Сельское хозяйство, а особенно при организации коммуны (обычно из ничего), требует много сил и труда. Не желаешь видеть, что все рушится, зарастает, расползается, не ладится - работай, не жалея сил, и все наладится.
Работай не ожесточенно, а с любовью и желанием, это ослабит тяжесть труда.
И мы работали, не жалея сил.
И это было видно и со стороны.
И это нас, очевидно, спасало.
Наступил 1927 год.
Времена начади меняться.
Деспотизм, бюрократизм, нетерпимость вступили в силу.
Постановлением государственных органов была ликвидирована "Тайнинская с.-х. артель" в Перловке. Поводом послужило якобы слабое хозяйство. Но повод всегда найдется. Когда шел разговор о ликвидации Новоиерусалимской коммуны имени Л. Толстого, им ставили в вину то, что они не брали кредитов - "финансовая замкнутость", когда хотели ликвидировать нашу коммуну, нам ставили в вину то, что мы когда-то брали кредит на покупку коров.
После ликвидации "Перловки" к нам прибавилось оттуда несколько новых членов - Вася Лапшин, крестьянин из-под Епифани, Миша Дьячков - бывший рабочий тульского оружейного завода. Часть членов перешла в Иерусалимскую коммуну.
Но в 1929 году была ликвидирована и Новоиерусалимская коммуна. Хозяйство там было хорошее, но нашлись другие причины, по крыловской басне "Волк и ягненок". Оттуда и нам прибавилось еще несколько членов - Кувшинов Прокоп Павлович с женой Ниной Лапаевой и детьми; братья Алексеевы - Сережа, Шура, Лева; Катя Доронина; Зуев Ваня; Ромаша Сильванович; Павло Чепурной; Ваня Свинобурко с женой Юлией Рутковской и с детьми; Миша Благовещенский; Вася Птицын; Петя Шершенев; Фаддей Заболоцкий; Вася и Аля Шершеневы; Ульянов Коля и с ними же приехал жить с нами Попов Евгений Иванович.

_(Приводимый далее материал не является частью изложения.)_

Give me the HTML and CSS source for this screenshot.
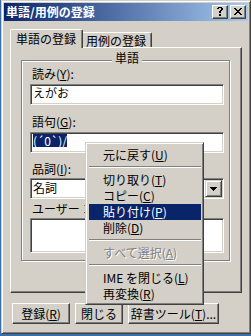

Жизнь в коммуне пошла полнокровней, больше людей, больше разных интересов, больше детей. Появились песни не только народные, но и близкие по содержанию нашим взглядам.
К этому времени мы построили большой коммунальный дом с водяным отоплением, общей кухней и столовой и десятью жилыми комнатами, и еще две летние комнаты на втором этаже.
Трижды в день собирались все коммунары за столом, здесь обсуждались все хозяйственные и текущие дела, без потери особого времени на совещания, а вечером, по окончании всех работ, желающие выходили из своих комнат в общую залу - шли беседы, музыка, песни, чтение писем от друзей и т. д.
Питание было хорошее. Работали весело и уже не так напряженно. Так текла наша жизнь, пока не подошла коллективизация.
Вокруг нас по деревням началась сплошная коллективизация. Ревели сведенные в одно место коровы. Ревели бабы.
Однажды меня, как председателя совета коммуны, вызвали в Кунцево в райисполком к председателю. Я явился.
В кабинете, кроме председателя райисполкома Морозова, было еще несколько человек. "Ну, доложи нам, что там у вас за коммуна", - сказал Морозов.
Я кратко рассказал об уставе, о хозяйстве, удойности, урожайности и т. д.